In other words, do not let us begin by exaggerating the novelty of our situation. Believe me, dear sir or madam, you and all whom you love were already sentenced to death before the atomic bomb was invented: and quite a high percentage of us were going to die in unpleasant ways. We had, indeed, one very great advantage over our ancestors—anesthetics; but we have that still. It is perfectly ridiculous to go about whimpering and drawing long faces because the scientists have added one more chance of painful and premature death to a world which already bristled with such chances and in which death itself was not a chance at all, but a certainty.


This is the first point to be made: and the first action to be taken is to pull ourselves together. If we are all going to be destroyed by an atomic bomb, let that bomb when it comes find us doing sensible and human things—praying, working, teaching, reading, listening to music, bathing the children, playing tennis, chatting to our friends over a pint and a game of darts—not huddled together like frightened sheep and thinking about bombs. They may break our bodies (a microbe can do that) but they need not dominate our minds.


That last paragraph I just cannot get out of my mind. We face as a nation and as individuals things that appear to be capable of our total destruction. Like an atomic bomb as is the place in history that Lewis found the world in 1948. He was right in concluding that we cannot lead our lives in fear waiting for the end to come. The end will come no matter what as our lives come to an end here on this earth. War may not cause our death or any other horrific event might. Most pass into eternity in a much less dramatic way. It is interesting though that many fear the possible horrific and forget the definite end that will come.


There is the next world and as I have so many times asked before, where will you spend your eternity? In Heaven with the Lord God and His Son Jesus?

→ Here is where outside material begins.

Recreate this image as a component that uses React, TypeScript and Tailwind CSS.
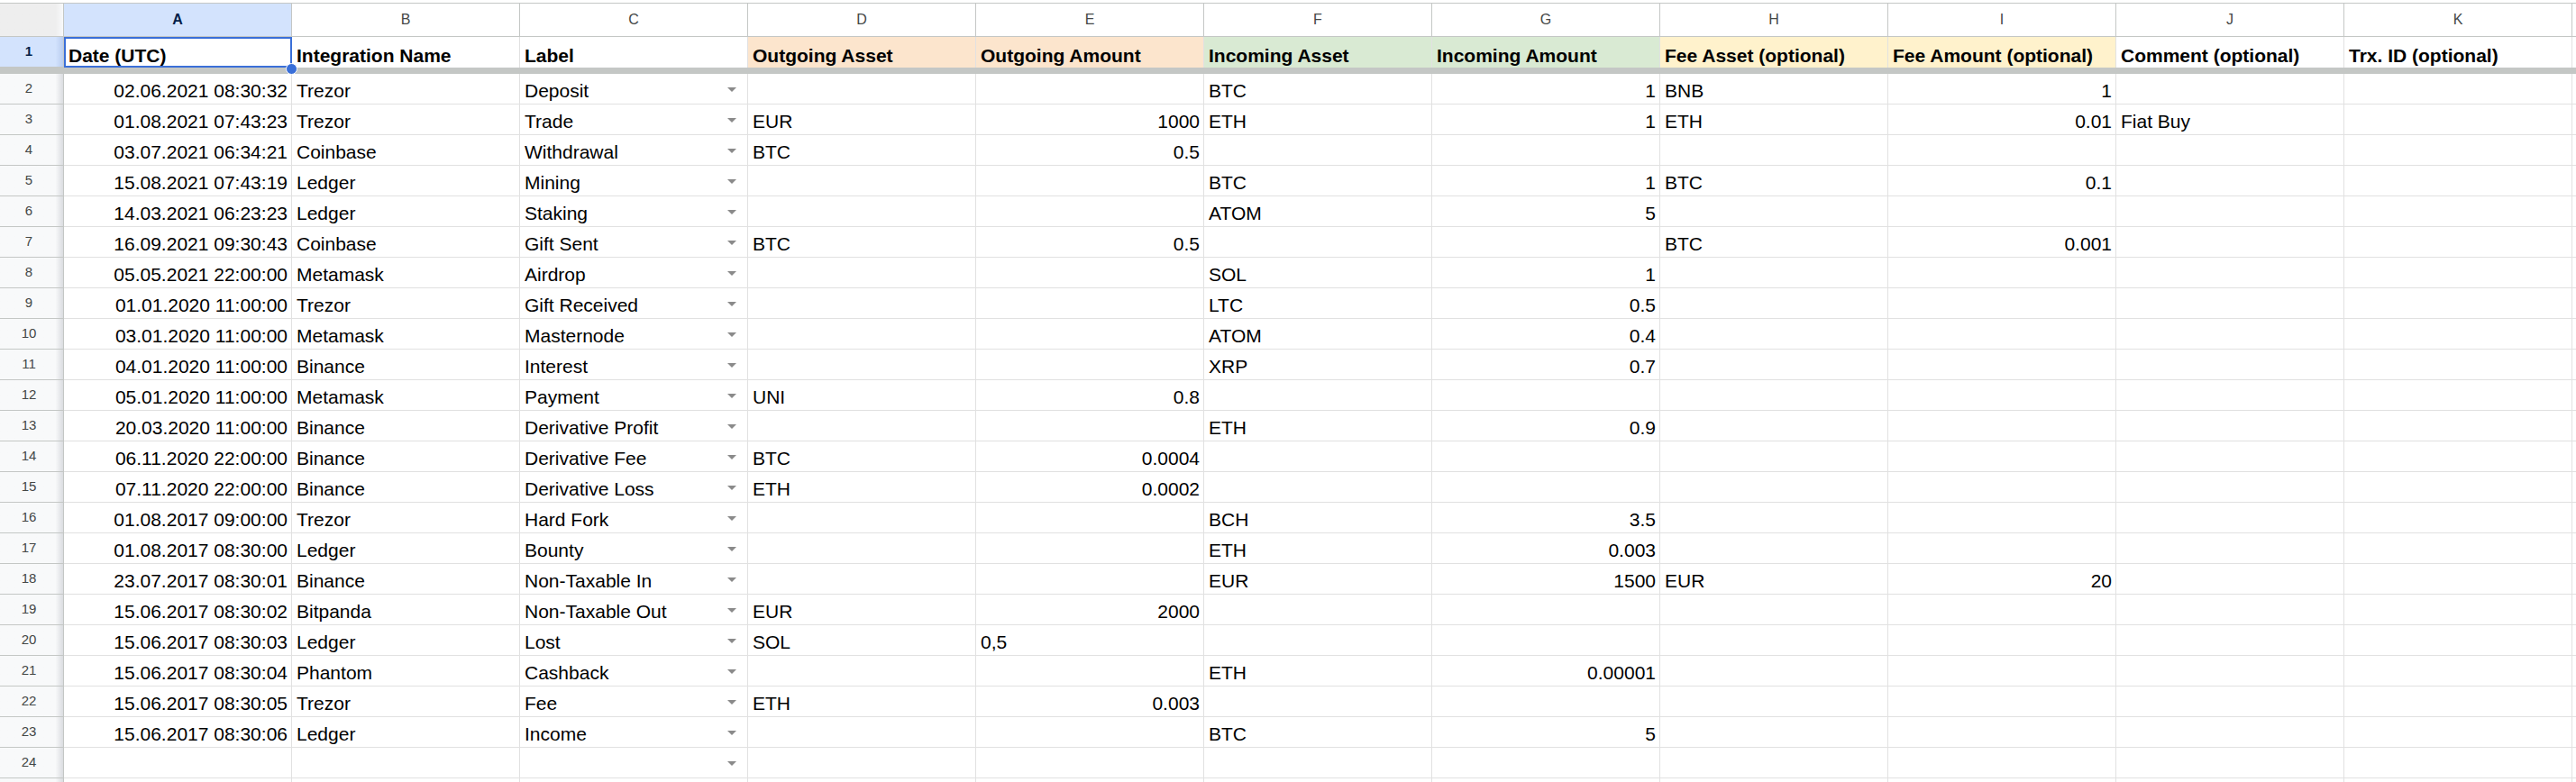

Or forever removed into hell where the worm never dies and heartache exist forever? Today, believe in Jesus Christ, that He died for your sins, that He rose from the dead and you shall be saved.


Then in the meantime, follow the words of C.S. Lewis when he says-


If we are all going to be destroyed by an atomic bomb, let that bomb when it comes find us doing sensible and human things—praying, working, teaching, reading, listening to music, bathing the children, playing tennis, chatting to our friends over a pint and a game of darts—not huddled together like frightened sheep and thinking about bombs. They may break our bodies (a microbe can do that) but they need not dominate our minds.


Don’t live in fear of the unknown but rather in the peace of the here and now through Jesus Christ.